Braided Christmas Bread (Vianočka)
(adapted from Nick Maglieri’s Bread)
- 112g water, lekewarm
- 14g (0.5 oz.) active dry yeast
- 100g (3.5 oz.) unbleached bread flour
- 800 g (28 oz.) unbleached bread flour
- pinch salt
- 100g (3.5 oz.) unsalted butter, softened
- 65g (2.5 oz.) light brown sugar
- 3 large eggs + 1 egg yolk, room temperature
- 2 teaspoons fresh lemon zest
- 2 teaspoons vanilla extract
- all of the sponge
- 225g milk, lukewarm or room temperature
+ 1/2 cup raisins, soaked in 1/2 cup water & 1/2 cup rum
– 2 egg yolks, mixed with 2 tablespoons water – for egg wash
– poppy seed, slivered almonds, and pearl sugar – for sprinkling the top of the loaves
- To make the sponge, combine water, yeast and flour in a bowl, and stir with a whisk until no dry flour remains. Cover and set aside in a warm spot for 20 minutes until the sponge has doubled in size.
- Place flour, salt, butter, sugar, eggs, egg yolk, lemon zest, and vanilla in the bowl of your stand mixer fitted with a hook. Add in all of the activated sponge, turn the machine on a low speed, and gradually pour in the milk. Knead the dough on a low-medium speed for about 8 minutes until the dough is fairly firm, smooth and elastic (If the dough seems to be too wet, add in a couple of tablespoons flour, one tablespoon at a time; if it is too dry, add in some more milk, one tablespoon at a time). At the end mix in the rum-soaked raisins, making sure they are evenly distributed in the dough. Transfer the dough into a well-oiled bowl, cover, and let it rise in a warm spot until it doubles in volume, about 45 min. – 1 hour.
- Once the dough has doubled, turn it onto a lightly floured board. Divide the dough in half. Working with one half at a time, cut off 1/3 of the dough, then cut that third into thirds again. Take the larger piece of dough (the remaining two-thirds) and cut that into thirds as well. Let the dough rounds rest under a dish towel for about 10 minutes.
- Assembling the breads: Start working with the three larger thirds – roll each portion into a rope about 14 – 15” (35 – 38 cm) long. Place the three strands together, pinch them at the top and braid them fairly loosely together, pinching the strands at the bottom end. Set the braid on a large baking sheet lined with parchment paper.

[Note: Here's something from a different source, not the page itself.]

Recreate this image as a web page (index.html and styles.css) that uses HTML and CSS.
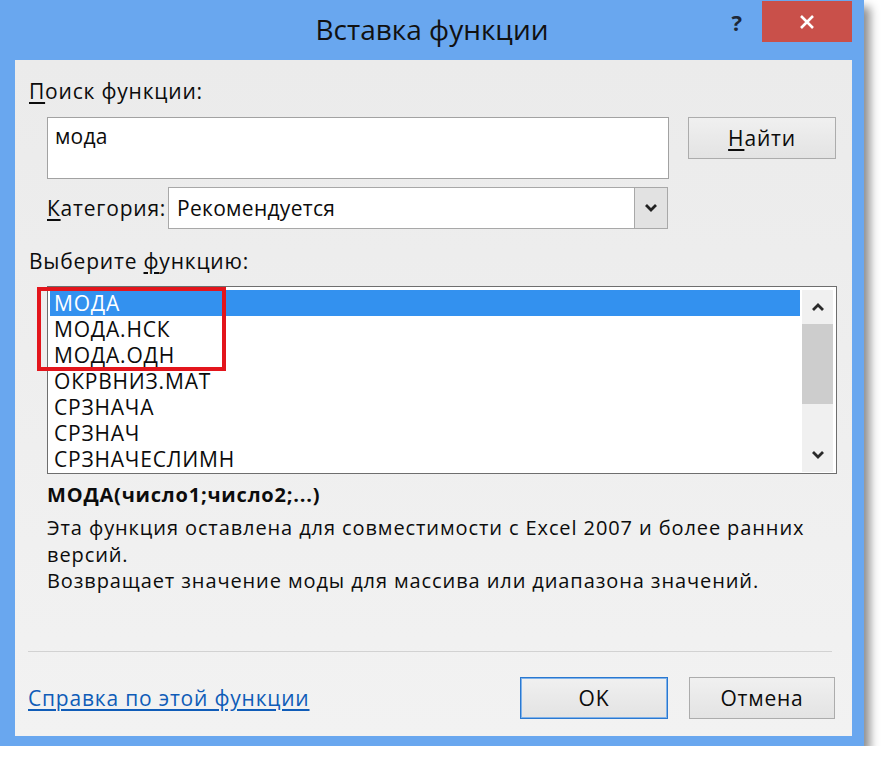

- Take the three smaller dough balls and roll each into a strand that’s about 2″ (5 cm) longer than your braided loaf. Braid these three strands together, pinching the ends to seal. With rolling pin or your hand, make a small indentation in the center of the loaf on the baking sheet, and brush the indentation with a little water. Place the smaller braid on top, and tuck its ends underneath. Set aside.
- Make the second loaf in the same way, placing it on a second baking sheet with parchment paper.
- Cover both loaves and let them rise in a warm spot until they become puffy, about 30 – 45 minutes. Preheat the oven to 350 °F ( 175 °C).
- Just before baking, brush the loaves with egg wash (I used two coats to achieve dark golden color), and sprinkle them liberally with poppy seeds/almonds/pearl sugar, if desired.
- Bake the breads for about 45 minutes, until they’re golden brown, and sound hollow when tapped on the bottom. (Check the loaves after 20 minutes, and if they seem to be browning too quickly, cover them with aluminum foil.)
- Cool the loaves on the baking sheets for couple of minutes, and then transfer them onto a wire rack to cool completely.